Paxton warned that this ruling would open the door to rampant unpunished voter fraud in Democratic counties, and vowed to work to unseat the eight judges who ruled against him. Speaking to the right-wing True Texas Project in February, Paxton called the ruling “the most insidious evil plot” and “as bad a thing as I’ve ever seen.”
The nine judges serve staggered six-year terms, with three seats up each year. This year, Chief Judge Sharon Keller and judges Barbarba Hervey and Michelle Slaughter were up for reelection. While Slaughter was in her first term, Hervey had been on the court since 2001 and Keller since 1994. She’d been chief judge since 2000.
Paxton allies started a political action committee, Texans for Responsible Judges, to recruit and support the primary challengers. Parker and Finley have made their allegiance to Paxton clear, both questioning the court’s ruling on the voter fraud issue. Schenk, who insists he was not recruited by Paxton, focused his campaign on judicial ethics and speeding up the courts.
After the primary routing by Paxton’s candidates, Hervey lamented to The Texas Tribune that “Darth Vader is not supposed to win the war in those movies.”

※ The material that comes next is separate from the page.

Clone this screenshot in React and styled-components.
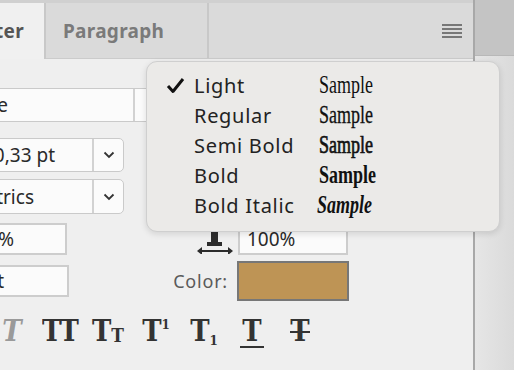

Former Court of Criminal Appeals Judge Elsa Alcala said even though these judges have the “taint” of Paxton’s politicking, it’s hard to know how any judge will rule once they take the bench and cases are before them.
“It is certainly possible for them to take their judicial oath seriously and to impartially make decisions regardless of the political forces that got them there,” Alcala said.
Alcala, who became an outspoken death penalty critic during her time on the bench, said she is also optimistic that this election could change things for the Roberson case and others sentenced to death. She believes the court has been too quick to side with the state on capital murder cases and unwilling to meaningfully reconsider cases under a 2013 “junk science” law, which some House members and Roberson’s attorneys have tried to use to overturn Roberson’s death sentence.
Alcala points to Keller, the longtime presiding judge, as a sticking point to reconsidering the role of the death penalty in Texas.
“I just think in general, the court didn't change with the times,” Alcala said. “She was the leader of the court, and so to me, she was where many of the problems [began] and ended.”
Alcala said she may be “overly optimistic” about what these fresh faces will mean for such an entrenched issue in Texas.
“But change is all we can hope for,” she said.